» Given data
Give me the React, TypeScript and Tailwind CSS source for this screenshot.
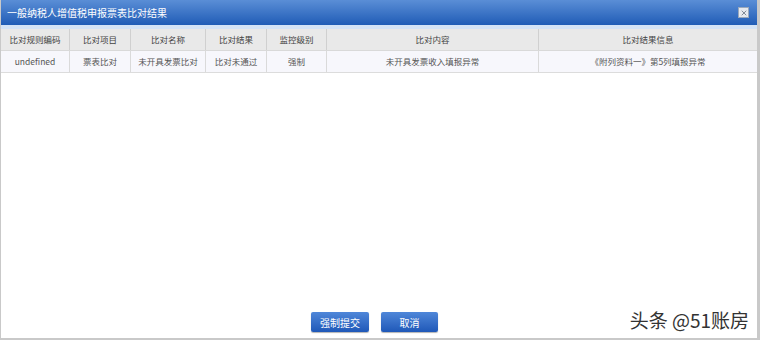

...

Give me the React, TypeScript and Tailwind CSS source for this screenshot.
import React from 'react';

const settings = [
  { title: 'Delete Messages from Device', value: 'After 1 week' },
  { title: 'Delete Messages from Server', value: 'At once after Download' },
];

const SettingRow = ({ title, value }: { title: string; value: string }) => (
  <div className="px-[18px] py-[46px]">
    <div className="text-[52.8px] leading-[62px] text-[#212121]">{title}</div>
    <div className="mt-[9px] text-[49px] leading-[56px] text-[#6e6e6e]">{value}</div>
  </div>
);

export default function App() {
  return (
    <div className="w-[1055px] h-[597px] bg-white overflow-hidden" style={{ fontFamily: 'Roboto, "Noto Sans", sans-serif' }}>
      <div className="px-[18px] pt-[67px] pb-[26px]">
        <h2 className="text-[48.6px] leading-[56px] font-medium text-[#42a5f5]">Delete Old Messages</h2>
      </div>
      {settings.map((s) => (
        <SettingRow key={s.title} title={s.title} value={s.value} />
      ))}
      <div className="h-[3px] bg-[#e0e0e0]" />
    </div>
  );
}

--

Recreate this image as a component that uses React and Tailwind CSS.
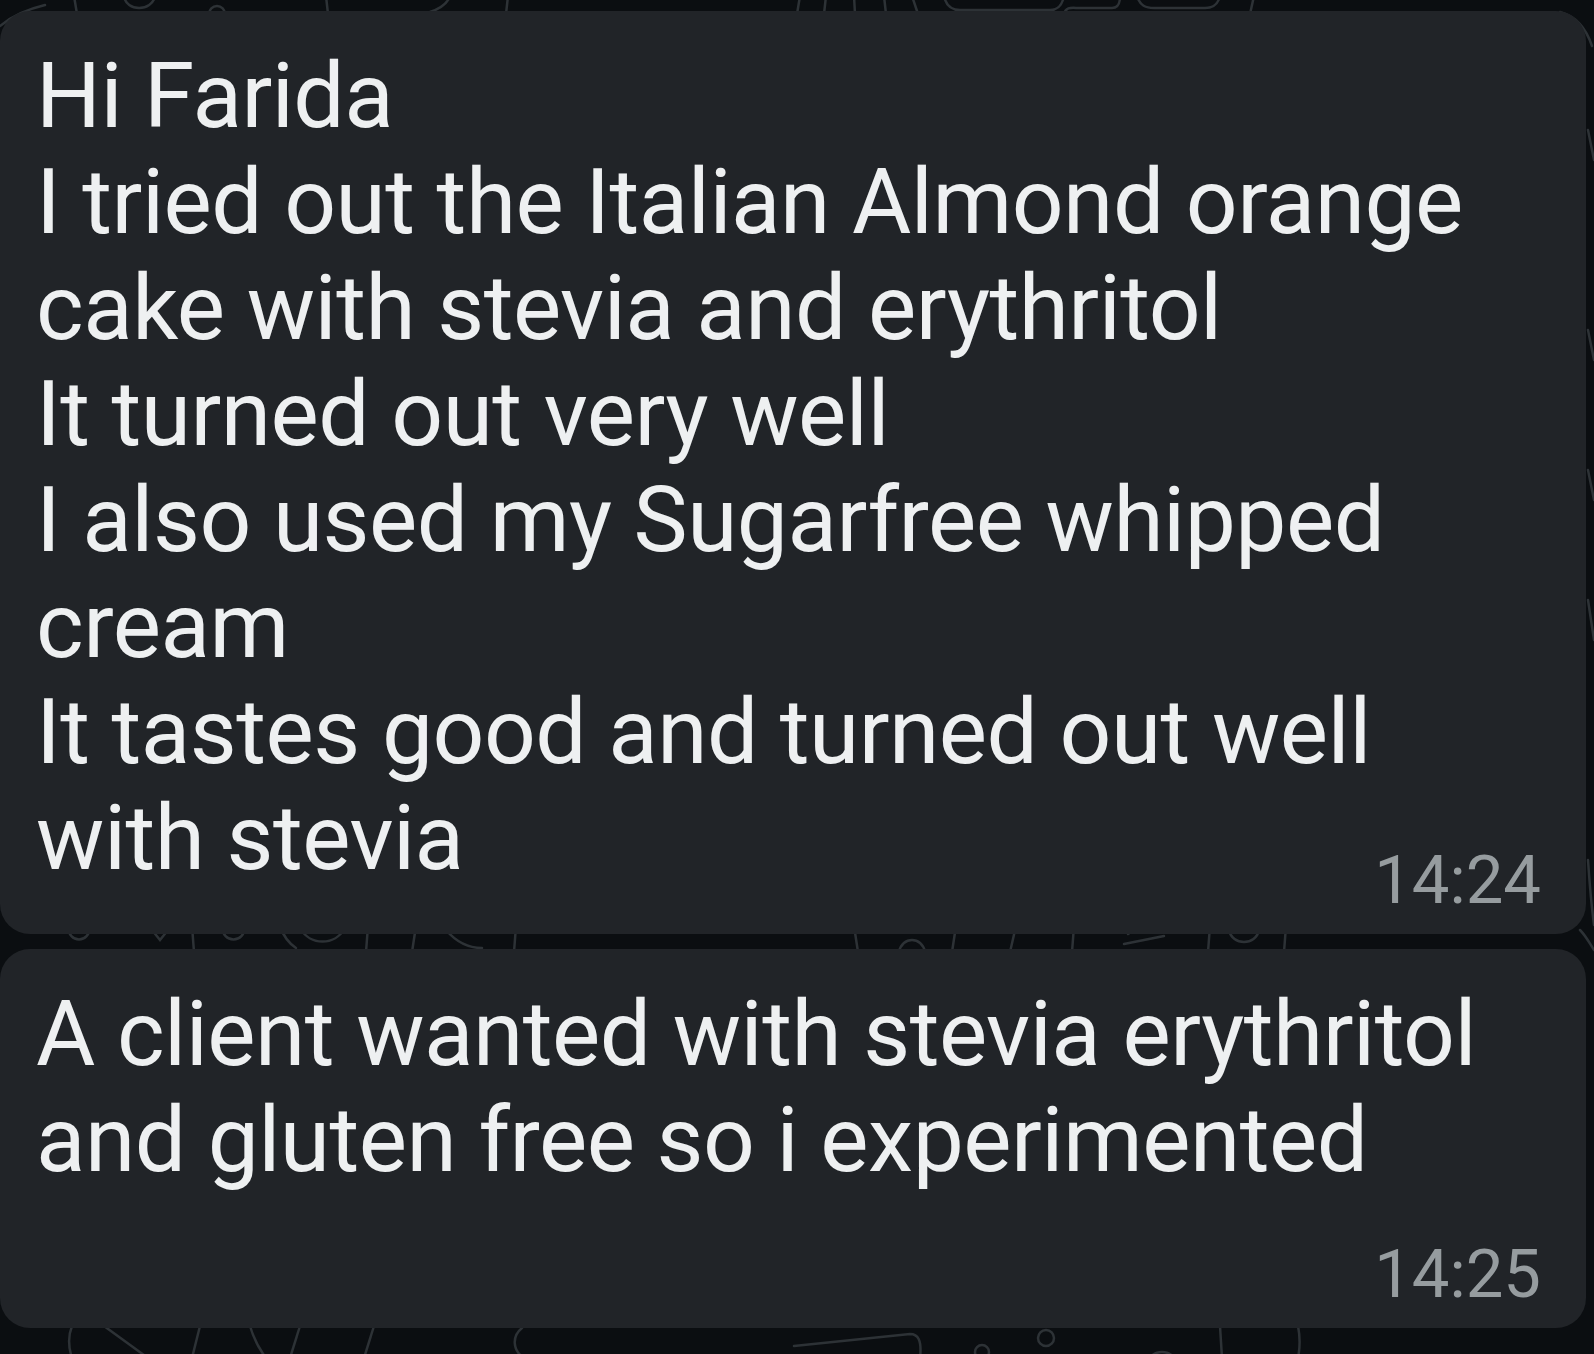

» Work required
State how many lines of the entries above include the word "React", offering no text other than the number.

» Result below
4